--- WRITTEN INSTRUCTION ---
Search the listing below for the string "React" and copy every line where it occurs.

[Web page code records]
----------

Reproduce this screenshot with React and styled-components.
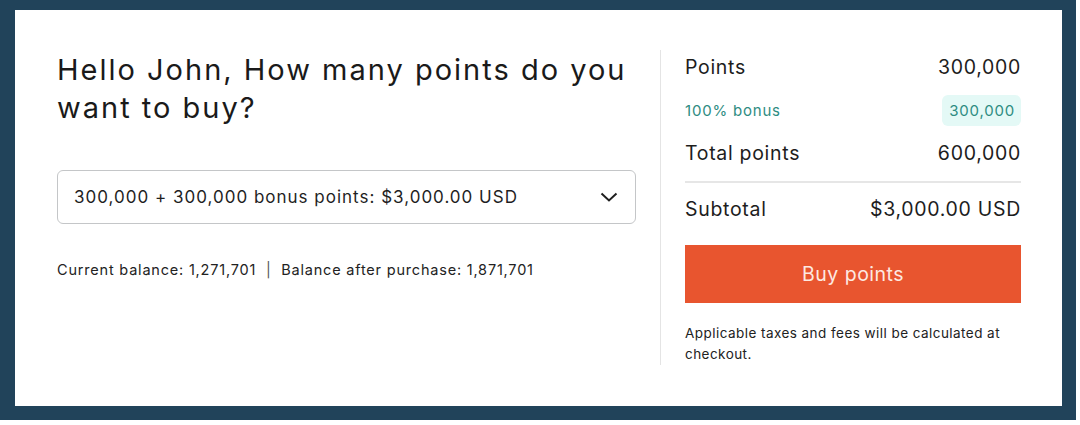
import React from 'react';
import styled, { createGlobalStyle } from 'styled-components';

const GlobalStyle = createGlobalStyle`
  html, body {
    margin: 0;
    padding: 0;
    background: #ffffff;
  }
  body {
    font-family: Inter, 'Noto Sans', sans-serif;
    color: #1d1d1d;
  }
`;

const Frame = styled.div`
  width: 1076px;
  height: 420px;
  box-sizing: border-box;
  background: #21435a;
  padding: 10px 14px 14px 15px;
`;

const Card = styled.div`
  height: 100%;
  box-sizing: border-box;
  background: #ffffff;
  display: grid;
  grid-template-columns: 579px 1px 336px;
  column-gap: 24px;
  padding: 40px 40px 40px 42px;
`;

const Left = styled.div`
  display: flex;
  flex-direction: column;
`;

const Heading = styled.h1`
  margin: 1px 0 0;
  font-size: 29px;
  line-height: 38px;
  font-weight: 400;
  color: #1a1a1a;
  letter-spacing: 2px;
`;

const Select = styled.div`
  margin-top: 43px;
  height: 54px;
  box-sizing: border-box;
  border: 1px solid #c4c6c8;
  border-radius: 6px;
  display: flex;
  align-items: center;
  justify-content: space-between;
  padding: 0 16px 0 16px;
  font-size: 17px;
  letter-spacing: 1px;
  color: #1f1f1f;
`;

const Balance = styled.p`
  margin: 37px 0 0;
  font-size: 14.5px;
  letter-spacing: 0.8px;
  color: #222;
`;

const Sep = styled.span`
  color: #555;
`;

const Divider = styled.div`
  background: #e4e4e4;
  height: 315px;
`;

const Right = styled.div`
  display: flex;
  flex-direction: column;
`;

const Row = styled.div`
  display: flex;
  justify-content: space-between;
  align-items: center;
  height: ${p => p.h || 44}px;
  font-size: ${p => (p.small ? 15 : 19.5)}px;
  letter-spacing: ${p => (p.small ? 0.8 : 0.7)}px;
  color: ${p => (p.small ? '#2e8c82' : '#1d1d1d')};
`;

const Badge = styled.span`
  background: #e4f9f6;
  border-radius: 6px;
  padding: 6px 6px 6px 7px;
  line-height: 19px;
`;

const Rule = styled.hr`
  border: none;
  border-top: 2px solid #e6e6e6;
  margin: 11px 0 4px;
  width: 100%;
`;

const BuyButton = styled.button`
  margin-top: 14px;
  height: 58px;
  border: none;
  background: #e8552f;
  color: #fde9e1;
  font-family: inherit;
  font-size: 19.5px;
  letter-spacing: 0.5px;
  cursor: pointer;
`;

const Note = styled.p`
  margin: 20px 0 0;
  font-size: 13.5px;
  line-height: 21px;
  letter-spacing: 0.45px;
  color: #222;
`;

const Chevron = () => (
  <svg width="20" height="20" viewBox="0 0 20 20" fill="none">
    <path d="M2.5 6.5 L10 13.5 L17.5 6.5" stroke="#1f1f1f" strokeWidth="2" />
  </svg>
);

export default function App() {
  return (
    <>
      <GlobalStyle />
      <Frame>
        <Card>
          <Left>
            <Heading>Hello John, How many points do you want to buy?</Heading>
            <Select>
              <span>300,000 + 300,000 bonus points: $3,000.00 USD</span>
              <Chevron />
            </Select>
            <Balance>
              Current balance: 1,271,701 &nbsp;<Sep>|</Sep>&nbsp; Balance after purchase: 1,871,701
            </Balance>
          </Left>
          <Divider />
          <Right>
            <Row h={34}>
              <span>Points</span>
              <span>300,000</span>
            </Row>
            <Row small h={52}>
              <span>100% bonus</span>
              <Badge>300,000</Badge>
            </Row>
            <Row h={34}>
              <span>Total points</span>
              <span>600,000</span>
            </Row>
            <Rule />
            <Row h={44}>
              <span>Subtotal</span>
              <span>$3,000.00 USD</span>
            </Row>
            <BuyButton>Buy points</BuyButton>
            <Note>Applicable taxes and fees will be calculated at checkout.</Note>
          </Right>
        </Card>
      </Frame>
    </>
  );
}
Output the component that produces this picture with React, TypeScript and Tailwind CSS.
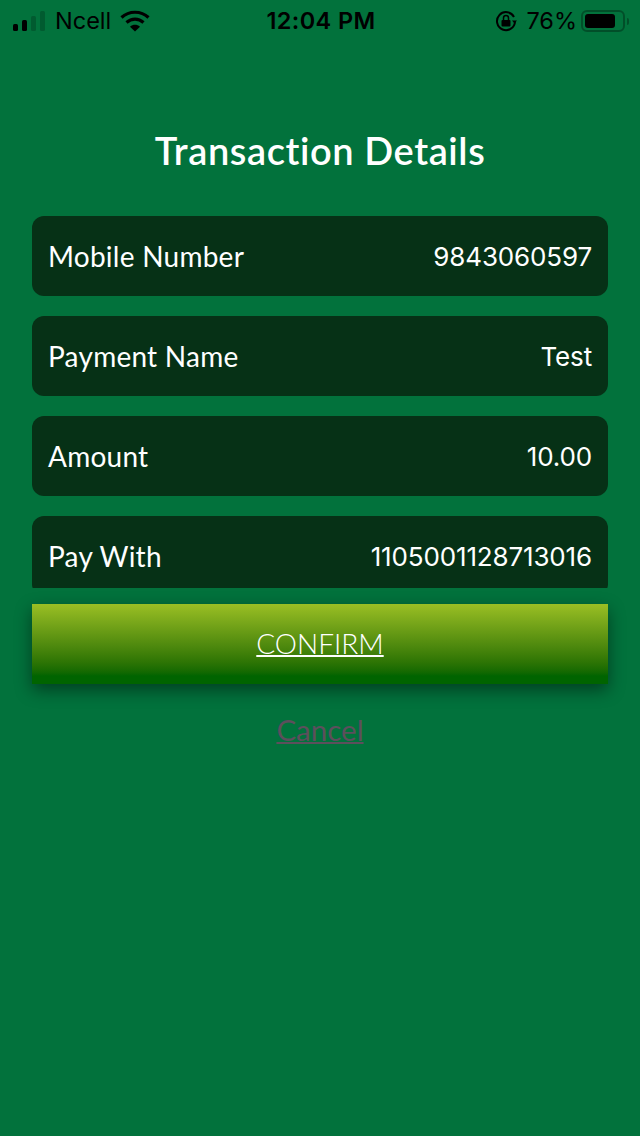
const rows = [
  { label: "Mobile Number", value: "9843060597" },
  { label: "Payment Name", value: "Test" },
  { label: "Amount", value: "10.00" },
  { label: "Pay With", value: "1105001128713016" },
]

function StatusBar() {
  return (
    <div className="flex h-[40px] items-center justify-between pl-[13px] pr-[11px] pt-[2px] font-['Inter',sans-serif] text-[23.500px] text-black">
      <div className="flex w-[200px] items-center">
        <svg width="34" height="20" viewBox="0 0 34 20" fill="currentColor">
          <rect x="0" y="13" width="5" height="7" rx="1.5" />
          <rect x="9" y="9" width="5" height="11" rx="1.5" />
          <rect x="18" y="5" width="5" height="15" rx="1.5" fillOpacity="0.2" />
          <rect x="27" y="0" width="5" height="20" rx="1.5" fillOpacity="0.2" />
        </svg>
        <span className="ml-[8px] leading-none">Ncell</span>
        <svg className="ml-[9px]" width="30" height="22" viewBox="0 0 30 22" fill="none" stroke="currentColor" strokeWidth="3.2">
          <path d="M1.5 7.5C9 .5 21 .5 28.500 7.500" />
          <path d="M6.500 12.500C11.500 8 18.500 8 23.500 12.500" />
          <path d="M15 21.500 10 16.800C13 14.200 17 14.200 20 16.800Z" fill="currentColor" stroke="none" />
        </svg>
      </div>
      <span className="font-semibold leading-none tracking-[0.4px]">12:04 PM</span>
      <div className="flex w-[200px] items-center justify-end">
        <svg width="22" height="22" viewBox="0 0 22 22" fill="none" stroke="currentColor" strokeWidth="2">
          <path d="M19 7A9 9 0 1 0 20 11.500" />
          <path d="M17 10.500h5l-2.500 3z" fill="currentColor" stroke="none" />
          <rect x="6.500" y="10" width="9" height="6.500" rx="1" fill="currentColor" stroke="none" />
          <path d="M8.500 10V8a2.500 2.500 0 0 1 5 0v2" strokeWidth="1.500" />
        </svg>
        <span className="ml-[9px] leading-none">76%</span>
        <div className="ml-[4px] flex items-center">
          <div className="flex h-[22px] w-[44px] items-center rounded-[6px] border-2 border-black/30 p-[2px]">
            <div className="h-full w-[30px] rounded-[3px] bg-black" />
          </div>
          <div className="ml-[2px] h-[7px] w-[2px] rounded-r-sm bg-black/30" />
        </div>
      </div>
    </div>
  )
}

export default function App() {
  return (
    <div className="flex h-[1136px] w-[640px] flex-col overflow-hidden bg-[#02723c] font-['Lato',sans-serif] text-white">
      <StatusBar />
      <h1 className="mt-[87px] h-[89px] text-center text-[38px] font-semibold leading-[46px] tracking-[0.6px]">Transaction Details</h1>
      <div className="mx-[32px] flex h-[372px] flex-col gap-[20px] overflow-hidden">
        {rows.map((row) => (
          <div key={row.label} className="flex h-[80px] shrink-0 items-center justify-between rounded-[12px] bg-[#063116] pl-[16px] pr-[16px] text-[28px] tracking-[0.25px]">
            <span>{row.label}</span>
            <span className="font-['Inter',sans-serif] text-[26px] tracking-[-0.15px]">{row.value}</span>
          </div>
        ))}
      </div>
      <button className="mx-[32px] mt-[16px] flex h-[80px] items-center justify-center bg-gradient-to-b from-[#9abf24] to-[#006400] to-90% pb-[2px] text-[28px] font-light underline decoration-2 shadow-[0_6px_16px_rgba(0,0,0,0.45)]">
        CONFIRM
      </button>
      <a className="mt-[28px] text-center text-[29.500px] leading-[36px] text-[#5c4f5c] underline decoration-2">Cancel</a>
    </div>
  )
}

----------

--- WRITTEN SOLUTION ---
Reproduce this screenshot with React and styled-components.
import React from 'react';
Output the component that produces this picture with React, TypeScript and Tailwind CSS.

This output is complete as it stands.